The German, 54, is serving a two-and-a-half year sentence for hiding £2.5million of assets in a bankruptcy fraud case. But the three-time Wimbledon winner can watch his friends John McEnroe and Andrew Castle on the BBC from HMP Huntercombe in Oxfordshire.
Foreign nationals are held there ahead of deportation. A report on HMP Huntercombe this week revealed that all well-behaved prisoners have access to a television.
Inmates also have phones in cells and can video-call loved ones, though Becker split from second wife Lilly in 2018.
Convicts are treated fairly and humanely, the Independent Monitoring Board added.
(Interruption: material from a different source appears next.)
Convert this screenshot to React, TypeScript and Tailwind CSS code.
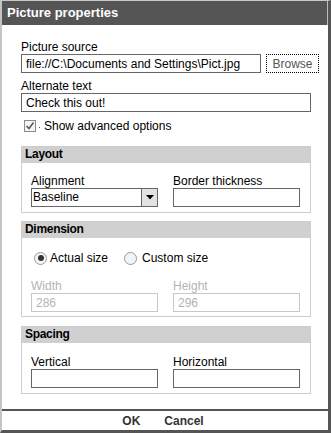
import React from 'react';

const font = { fontFamily: '"Liberation Sans", Arial, sans-serif' };

const TextBox = ({ value, width, disabled }: { value?: string; width: string; disabled?: boolean }) => (
  <div
    className={`${width} h-[19px] border flex items-center pl-[4px] text-[12px] leading-[14px] ${
      disabled ? 'border-[#c8c8c8] text-[#b4b4b4]' : 'border-[#666] text-black'
    }`}
  >
    {value}
  </div>
);

const Section = ({ title, children, pt, pb }: { title: string; children: React.ReactNode; pt: string; pb: string }) => (
  <div className="w-[290px] border border-[#cdcdcd]">
    <div className="h-[16px] bg-[#d0d0d0] pl-[3px] text-[12px] leading-[15px] font-bold text-black tracking-[-0.3px]">
      {title}
    </div>
    <div className={`pl-[9px] ${pt} ${pb}`}>{children}</div>
  </div>
);

const Label = ({ children, muted }: { children: React.ReactNode; muted?: boolean }) => (
  <div className={`h-[14px] text-[12px] leading-[14px] ${muted ? 'text-[#b4b4b4]' : 'text-black'}`}>{children}</div>
);

const Radio = ({ checked }: { checked?: boolean }) => (
  <span className="w-[13px] h-[13px] rounded-full border border-[#9a9a9a] bg-[#f4f4f4] flex items-center justify-center">
    {checked && <span className="w-[6px] h-[6px] rounded-full bg-[#333]" />}
  </span>
);

export default function App() {
  return (
    <div
      style={font}
      className="w-[331px] h-[433px] flex flex-col bg-white border-l-2 border-l-[#c4c4c4] border-t border-t-[#c8c8c8] border-r-[3px] border-r-[#555] border-b-[3px] border-b-[#555]"
    >
      <div className="h-[24px] bg-[#555] border-r border-r-[#bbb] pl-[5px] flex items-center text-white font-bold text-[13px]">
        Picture properties
      </div>

      <div className="h-[384px] pl-[19px] pt-[15px] flex flex-col">
        <Label>Picture source</Label>
        <div className="flex">
          <TextBox width="w-[240px]" value="file://C:\Documents and Settings\Pict.jpg" />
          <div className="ml-[5px] w-[53px] h-[19px] border border-dotted border-black flex items-center justify-center text-[12px] text-[#555]">
            Browse
          </div>
        </div>

        <div className="mt-[6px]">
          <Label>Alternate text</Label>
        </div>
        <TextBox width="w-[290px]" value="Check this out!" />

        <div className="mt-[7px] h-[14px] flex items-center pl-[3px]">
          <span className="w-[12px] h-[12px] border border-[#8a8a8a] bg-[#f6f6f6] flex items-center justify-center">
            <svg width="10" height="10" viewBox="0 0 10 10">
              <path d="M1.5 5 L4 7.5 L8.5 1.5" fill="none" stroke="#555" strokeWidth="1.5" />
            </svg>
          </span>
          <span className="ml-[3px] w-[1px] h-[1px] bg-[#555] mt-[3px]" />
          <span className="ml-[4px] text-[12px] leading-[14px] text-black">Show advanced options</span>
        </div>

        <div className="mt-[13px]">
          <Section title="Layout" pt="pt-[11px]" pb="pb-[5px]">
            <div className="grid grid-cols-[127px_127px] gap-x-[15px]">
              <Label>Alignment</Label>
              <Label>Border thickness</Label>
              <div className="h-[19px] border border-[#666] flex items-stretch">
                <div className="flex-1 pl-[1px] text-[12px] leading-[17px] text-black">Baseline</div>
                <div className="w-[16px] border-l border-[#666] bg-[#e2e2e2] flex items-center justify-center">
                  <svg width="8" height="5" viewBox="0 0 8 5">
                    <path d="M0 0 L8 0 L4 4.5 Z" fill="#000" />
                  </svg>
                </div>
              </div>
              <TextBox width="w-[127px]" />
            </div>
          </Section>
        </div>

        <div className="mt-[8px]">
          <Section title="Dimension" pt="pt-[13px]" pb="pb-[4px]">
            <div className="h-[14px] flex items-center pl-[3px] text-[12px] text-black">
              <Radio checked />
              <span className="ml-[3px]">Actual size</span>
              <span className="ml-[16px]">
                <Radio />
              </span>
              <span className="ml-[5px]">Custom size</span>
            </div>
            <div className="mt-[14px] grid grid-cols-[127px_127px] gap-x-[15px]">
              <Label muted>Width</Label>
              <Label muted>Height</Label>
              <TextBox width="w-[127px]" value="286" disabled />
              <TextBox width="w-[127px]" value="296" disabled />
            </div>
          </Section>
        </div>

        <div className="mt-[9px]">
          <Section title="Spacing" pt="pt-[12px]" pb="pb-[5px]">
            <div className="grid grid-cols-[127px_127px] gap-x-[15px]">
              <Label>Vertical</Label>
              <Label>Horizontal</Label>
              <TextBox width="w-[127px]" />
              <TextBox width="w-[127px]" />
            </div>
          </Section>
        </div>
      </div>

      <div className="h-[21px] border-t-2 border-t-[#555] flex items-center justify-center gap-[24px] pr-[4px] text-[12px] font-bold text-[#333]">
        <span>OK</span>
        <span>Cancel</span>
      </div>
    </div>
  );
}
BBC commentator McEnroe, 63, said this week: “Boris is a friend of mine, this is just horrible. I want to see him.”
The pair played each other 10 times as pros before becoming colleagues at the BBC.
Meanwhile, Becker's 12-year-old son Amadeus is struggling to come to terms with his dad being sent to jail, the tennis legend's ex-wife Lilly has explained.
Last month, she told Piers Morgan on Talk TV: "I completely broke down. I couldn't believe what I was hearing because I was convinced he was going to get off a little bit lighter. I had to keep it together, I do not know how I did it.
"I was prepared. I kept him [Amadeus] out of school. He was upstairs. I had to break it down to him. We as a family had purposely not spoken about the trial. I had no choice but to break his heart last Sunday. I don't wish this upon anybody.
"It was the hardest thing I have had to do. He couldn't grasp it and still can't. It breaks my heart."